His best-known poem, The Deserted Village, was published in 1770; his lighter verses include Retaliation (1774) and the posthumously published The Haunch of Venison (1776), written to thank Lord Clare for a gift of game from his estate. His An History of the Earth and Animated Nature (1774), also published posthumously, in eight volumes adapted from *Buffon, *Linnaeus, *Ray, and others, inventively portrays 'tygers' in Canada, and squirrels migrating on bark boats in Lapland, fanning themselves along with their tails.
There are many anecdotes about Goldsmith in Boswell's Life of *Johnson which represent him as ridiculous, vain, extravagantly dressed, improvident, and naive, but also as tender-hearted, simple, and generous, with flashes of brilliance in conversation (despite Garrick's gibe that he 'wrote like an angel, but talked like poor Poll'). He was regarded with much affection; Johnson, in his Latin epitaph, stated that he adorned whatever he touched. He never married, and his relationship with Mary Horneck, his 'Jessamy bride', remains mysterious. He was introduced to the Horneck family by *Reynolds in 1766, when Mary was 14, and accompanied Mrs.
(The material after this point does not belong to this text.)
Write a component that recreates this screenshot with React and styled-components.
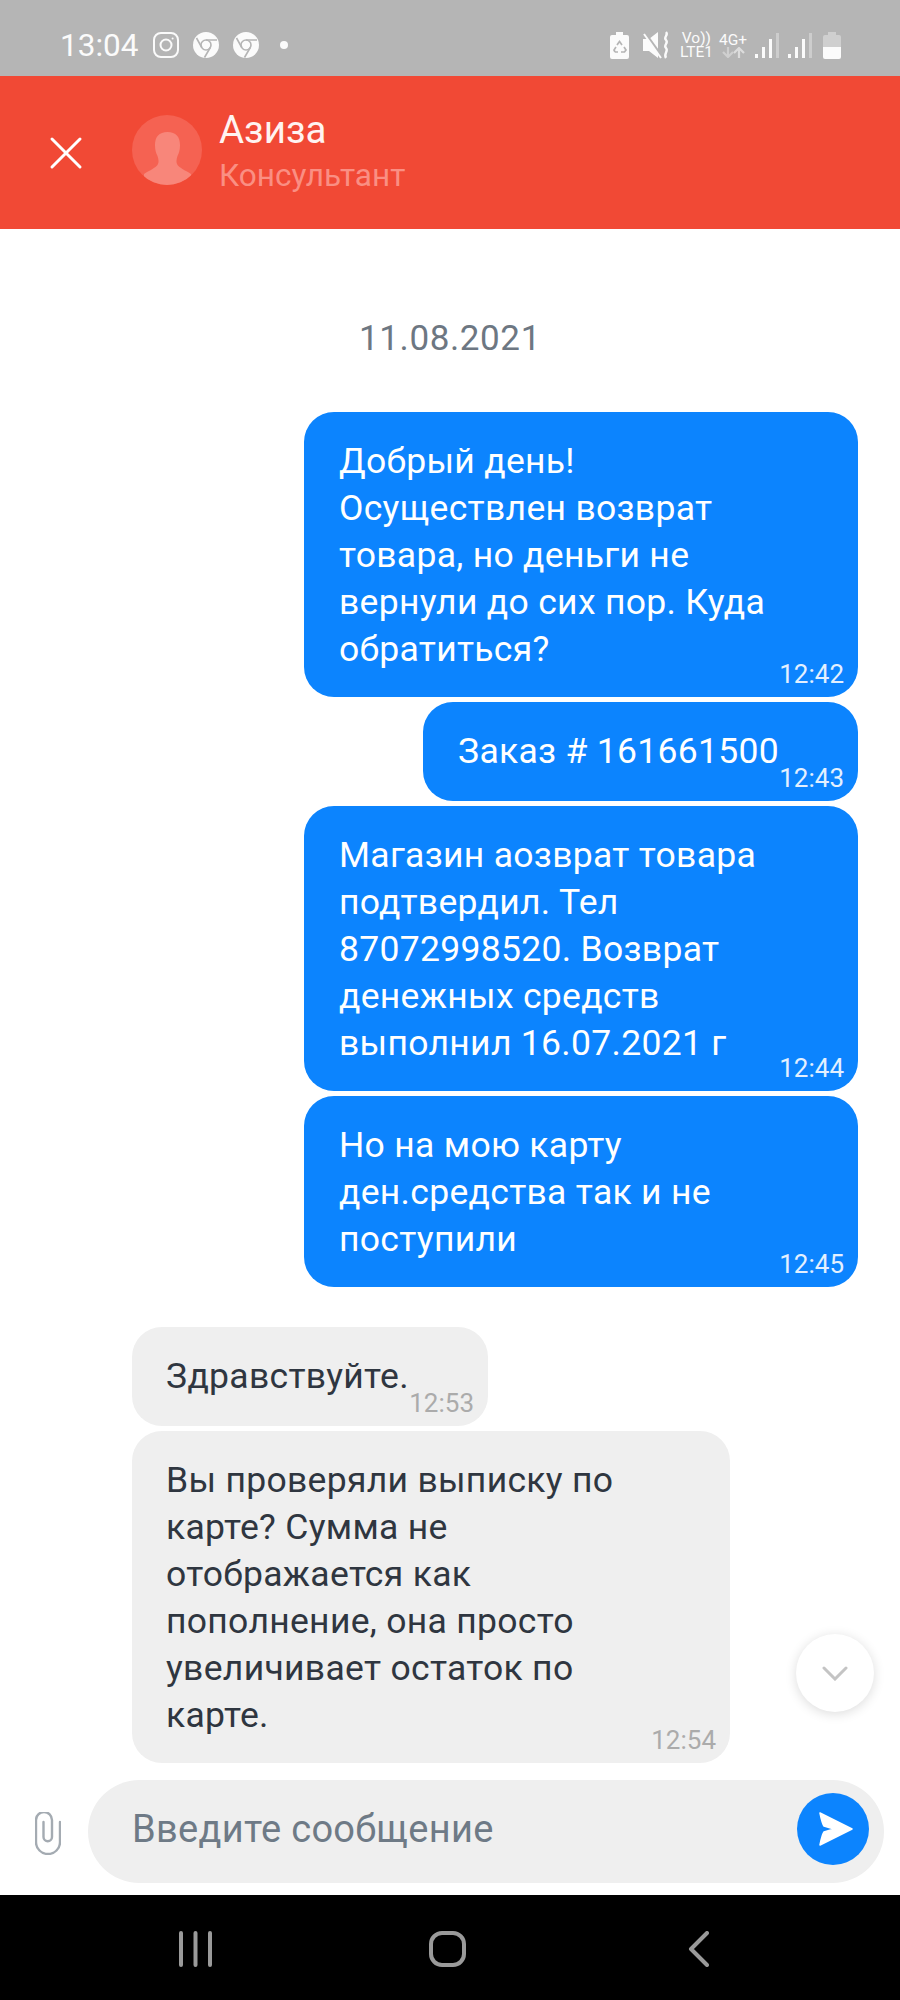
import styled, { createGlobalStyle } from 'styled-components';

const GlobalStyle = createGlobalStyle`
  html, body {
    margin: 0;
    padding: 0;
    background: #fff;
  }
  body {
    font-family: Roboto, "Liberation Sans", sans-serif;
  }
`;

const Page = styled.div`
  width: 900px;
  height: 2000px;
  display: flex;
  flex-direction: column;
  position: relative;
  overflow: hidden;
  background: #fff;
`;

const StatusBar = styled.div`
  height: 76px;
  flex-shrink: 0;
  background: #b5b5b5;
  display: flex;
  align-items: center;
  justify-content: space-between;
  padding: 14px 59px 0 60px;
  box-sizing: border-box;
  color: #fbfbfb;
`;

const StatusLeft = styled.div`
  display: flex;
  align-items: center;
  gap: 14px;
`;

const Clock = styled.span`
  font-size: 31.5px;
  margin-right: 1px;
`;

const Dot = styled.span`
  width: 8px;
  height: 8px;
  margin-left: 7px;
  border-radius: 50%;
  background: #fbfbfb;
`;

const StatusRight = styled.div`
  display: flex;
  align-items: center;
`;

const NetStack = styled.div`
  display: flex;
  flex-direction: column;
  align-items: center;
  font-size: 15.5px;
  line-height: 14px;
  margin-left: ${props => props.$gap}px;
`;

const Header = styled.header`
  height: 153px;
  flex-shrink: 0;
  background: #f14935;
  display: flex;
  align-items: center;
  padding-left: 49px;
  box-sizing: border-box;
`;

const Avatar = styled.div`
  width: 70px;
  height: 70px;
  margin: -6px 0 0 49px;
  border-radius: 50%;
  background: #f56252;
  overflow: hidden;
`;

const HeaderText = styled.div`
  margin-left: 17px;
  margin-top: -2px;
`;

const Name = styled.div`
  font-size: 38.5px;
  line-height: 48px;
  color: #fff3f1;
`;

const Role = styled.div`
  font-size: 31.5px;
  line-height: 44px;
  color: #fa8f83;
`;

const Chat = styled.main`
  flex: 1;
  display: flex;
  flex-direction: column;
  gap: 5px;
  min-height: 0;
`;

const DateLabel = styled.div`
  height: 178px;
  display: flex;
  align-items: center;
  justify-content: center;
  font-size: 35px;
  letter-spacing: 0.6px;
  color: #6d7782;
  box-sizing: border-box;
  padding-top: 40px;
`;

const Bubble = styled.div`
  position: relative;
  box-sizing: border-box;
  width: ${props => props.$width}px;
  min-height: 99px;
  align-self: ${props => (props.$own ? 'flex-end' : 'flex-start')};
  margin: ${props => props.$top || 0}px 42px 0 132px;
  padding: 26px 35px 24px ${props => (props.$own ? 35 : 34)}px;
  border-radius: 30px;
  font-size: 35.5px;
  line-height: 47px;
  letter-spacing: 0.3px;
  white-space: nowrap;
  background: ${props => (props.$own ? '#0c84fe' : '#efefef')};
  color: ${props => (props.$own ? '#fff' : '#2f3640')};
`;

const Time = styled.span`
  position: absolute;
  right: 14px;
  bottom: 8px;
  font-size: 26px;
  line-height: 30px;
  letter-spacing: 0;
  color: ${props => (props.$own ? '#e3f0ff' : '#ababab')};
`;

const ScrollButton = styled.div`
  position: absolute;
  left: 796px;
  top: 1634px;
  width: 78px;
  height: 78px;
  border-radius: 50%;
  background: #fff;
  box-shadow: 0 2px 12px rgba(0, 0, 0, 0.14);
  display: flex;
  align-items: center;
  justify-content: center;
`;

const Composer = styled.div`
  height: 103px;
  margin-bottom: 12px;
  flex-shrink: 0;
  display: flex;
  align-items: center;
  padding: 0 16px 0 35px;
`;

const Clip = styled.svg`
  width: 26px;
  height: 43px;
  margin-top: 3px;
  flex-shrink: 0;
`;

const InputBox = styled.div`
  flex: 1;
  height: 103px;
  margin-left: 27px;
  border-radius: 52px;
  background: #efefef;
  display: flex;
  align-items: center;
  justify-content: space-between;
  padding: 0 15px 6px 44px;
  box-sizing: border-box;
`;

const Placeholder = styled.span`
  font-size: 38px;
  letter-spacing: 0.3px;
  color: #6e7a86;
`;

const SendButton = styled.div`
  width: 72px;
  height: 72px;
  border-radius: 50%;
  background: #0c84fe;
  display: flex;
  align-items: center;
  justify-content: center;
`;

const NavBar = styled.nav`
  height: 105px;
  flex-shrink: 0;
  background: #000;
  display: flex;
  align-items: center;
  padding-left: 179px;
`;

const NavIcon = styled.svg`
  height: 36px;
  margin-right: ${props => props.$gap}px;
  margin-top: 2px;
  flex-shrink: 0;
`;

const ownMessages = [
  { width: 554, time: '12:42', lines: ['Добрый день!', 'Осуществлен возврат', 'товара, но деньги не', 'вернули до сих пор. Куда', 'обратиться?'] },
  { width: 435, time: '12:43', lines: ['Заказ # 161661500'] },
  { width: 554, time: '12:44', lines: ['Магазин аозврат товара', 'подтвердил. Тел', '87072998520. Возврат', 'денежных средств', 'выполнил 16.07.2021 г'] },
  { width: 554, time: '12:45', lines: ['Но на мою карту', 'ден.средства так и не', 'поступили'] },
];

const replyMessages = [
  { width: 356, time: '12:53', top: 35, lines: ['Здравствуйте.'] },
  { width: 598, time: '12:54', lines: ['Вы проверяли выписку по', 'карте? Сумма не', 'отображается как', 'пополнение, она просто', 'увеличивает остаток по', 'карте.'] },
];

const Message = ({ own, width, top, time, lines }) => (
  <Bubble $own={own} $width={width} $top={top}>
    {lines.map(line => <div key={line}>{line}</div>)}
    <Time $own={own}>{time}</Time>
  </Bubble>
);

const Chrome = () => (
  <svg width="26" height="26" viewBox="0 0 26 26">
    <circle cx="13" cy="13" r="13" fill="#fbfbfb" />
    <circle cx="13" cy="13" r="5" fill="none" stroke="#b5b5b5" strokeWidth="1.6" />
    <path d="M13 8h11M8.8 15.5 3.5 6M17.3 15.5 11.5 25.5" stroke="#b5b5b5" strokeWidth="1.6" fill="none" />
  </svg>
);

const Instagram = () => (
  <svg width="26" height="26" viewBox="0 0 26 26" fill="none" stroke="#fbfbfb" strokeWidth="2">
    <rect x="1" y="1" width="24" height="24" rx="7" />
    <circle cx="13" cy="13" r="5.5" />
    <circle cx="19.6" cy="6.4" r="1" fill="#fbfbfb" stroke="none" />
  </svg>
);

const BatterySaver = () => (
  <svg width="19" height="27" viewBox="0 0 19 27">
    <path d="M6 0h7v3h4a2 2 0 0 1 2 2v20a2 2 0 0 1-2 2H2a2 2 0 0 1-2-2V5a2 2 0 0 1 2-2h4z" fill="#fbfbfb" />
    <path d="M7 13l2.5-3.5L12 13M5 20l-1-2 2-3M14 15l2 3-1.5 2H11M8 20H5" fill="none" stroke="#b5b5b5" strokeWidth="1.7" />
  </svg>
);

const Mute = () => (
  <svg width="27" height="28" viewBox="0 0 27 28" style={{ marginLeft: 14 }}>
    <path d="M0 8h6l9-7v26l-9-7H0z" fill="#fbfbfb" />
    <path d="M1 1l18 25" stroke="#b5b5b5" strokeWidth="3" />
    <path d="M1 3l17 24" stroke="#fbfbfb" strokeWidth="2" />
    <path d="M23 1c3 3-3 5 0 8s-3 5 0 8-3 6 0 10" fill="none" stroke="#fbfbfb" strokeWidth="2.4" />
  </svg>
);

const Signal = ({ gap }) => (
  <svg width="24" height="25" viewBox="0 0 24 25" style={{ marginLeft: gap }}>
    <rect x="0" y="21" width="3" height="4" fill="#fbfbfb" />
    <rect x="7" y="14" width="3" height="11" fill="#fbfbfb" />
    <rect x="14" y="6" width="3" height="19" fill="#fbfbfb" />
    <rect x="21" y="0" width="3" height="25" fill="#cdcdcd" />
  </svg>
);

const Battery = () => (
  <svg width="18" height="27" viewBox="0 0 18 27" style={{ marginLeft: 11 }}>
    <path d="M5 0h8v3h3a2 2 0 0 1 2 2v10H0V5a2 2 0 0 1 2-2h3z" fill="#cfcfcf" />
    <path d="M0 15h18v10a2 2 0 0 1-2 2H2a2 2 0 0 1-2-2z" fill="#fbfbfb" />
  </svg>
);

const Arrows = () => (
  <svg width="24" height="11" viewBox="0 0 24 11">
    <path d="M7 0v9M2 5l5 5 5-5" fill="none" stroke="#cfcfcf" strokeWidth="2.2" />
    <path d="M18 11V2M13 6l5-5 5 5" fill="none" stroke="#dcdcdc" strokeWidth="2.2" />
  </svg>
);

const App = () => {
  return (
    <>
      <GlobalStyle />
      <Page>
        <StatusBar>
          <StatusLeft>
            <Clock>13:04</Clock>
            <Instagram />
            <Chrome />
            <Chrome />
            <Dot />
          </StatusLeft>
          <StatusRight>
            <BatterySaver />
            <Mute />
            <NetStack $gap={10}>
              <span>Vo))</span>
              <span>LTE1</span>
            </NetStack>
            <NetStack $gap={6}>
              <span>4G+</span>
              <Arrows />
            </NetStack>
            <Signal gap={8} />
            <Signal gap={9} />
            <Battery />
          </StatusRight>
        </StatusBar>

        <Header>
          <svg width="34" height="34" viewBox="0 0 34 34" stroke="#fff" strokeWidth="3" strokeLinecap="round">
            <path d="M3 3l28 28M31 3L3 31" />
          </svg>
          <Avatar>
            <svg width="70" height="70" viewBox="0 0 70 70">
              <path d="M35.5 17C44 17 48 22 48 30C48 35 47 38 45.500 41C44.500 44 44 47 45 49C47 53 53 55 59 59L59 70L12 70L12 59C18 55 24 53 26 49C27 47 26.500 44 25.500 41C24 38 23 35 23 30C23 22 27 17 35.500 17Z" fill="#f8867a" />
            </svg>
          </Avatar>
          <HeaderText>
            <Name>Азиза</Name>
            <Role>Консультант</Role>
          </HeaderText>
        </Header>

        <Chat>
          <DateLabel>11.08.2021</DateLabel>
          {ownMessages.map(m => <Message key={m.time} own {...m} />)}
          {replyMessages.map(m => <Message key={m.time} {...m} />)}
        </Chat>

        <ScrollButton>
          <svg width="26" height="15" viewBox="0 0 26 15" fill="none" stroke="#c4c4c4" strokeWidth="3" strokeLinecap="round">
            <path d="M2 2l11 11L24 2" />
          </svg>
        </ScrollButton>

        <Composer>
          <Clip viewBox="0 0 26 43" fill="none" stroke="#a4abb2" strokeWidth="2.4" strokeLinecap="round">
            <path d="M25 10v20a12 12 0 0 1-24 0V8a8 8 0 0 1 16 0v17a4.250 4.250 0 0 1-8.500 0V10" />
          </Clip>
          <InputBox>
            <Placeholder>Введите сообщение</Placeholder>
            <SendButton>
              <svg width="34" height="34" viewBox="0 0 34 34" style={{ marginLeft: 5 }}>
                <path d="M1 1L33 17L1 33Q3 23 5 20L15 17L5 14Q3 11 1 1Z" fill="#fff" stroke="#fff" strokeWidth="1.500" strokeLinejoin="round" />
              </svg>
            </SendButton>
          </InputBox>
        </Composer>

        <NavBar>
          <NavIcon $gap={217} width="33" viewBox="0 0 33 36" stroke="#9a9a9a" strokeWidth="4" strokeLinecap="round">
            <path d="M2 2v32M16.500 2v32M31 2v32" />
          </NavIcon>
          <NavIcon $gap={222} width="37" viewBox="0 0 37 36" fill="none" stroke="#9a9a9a" strokeWidth="4">
            <rect x="2" y="2" width="33" height="32" rx="11" />
          </NavIcon>
          <NavIcon width="21" viewBox="0 0 21 36" fill="none" stroke="#9a9a9a" strokeWidth="4" strokeLinecap="round" strokeLinejoin="round">
            <path d="M19 2L3 18l16 16" />
          </NavIcon>
        </NavBar>
      </Page>
    </>
  );
};

export default App;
Horneck, Mary, and her other daughter Catherine ('Little Comedy', who married H. W. *Bunbury) to Paris in 1770; in 1773 he attacked Thomas Evans for publishing in the London Packet a letter from 'Tom Tickler' mocking his feelings for 'the lovely H——k'. She long outlived him, and provided material for J. Prior's life (1837); another biographer, W. *Irving (1844), concluded that Goldsmith had suffered from unrequited love, but this has been much disputed.
The 1801 Miscellaneous Works contain Percy's memoir, and there are other lives by J. Forster (1848) and Ralph M Wardle (1957). The Collected Works (5 vols, 1966) were edited by A. Friedman, and the correspondence by K. C. Balderston (1928).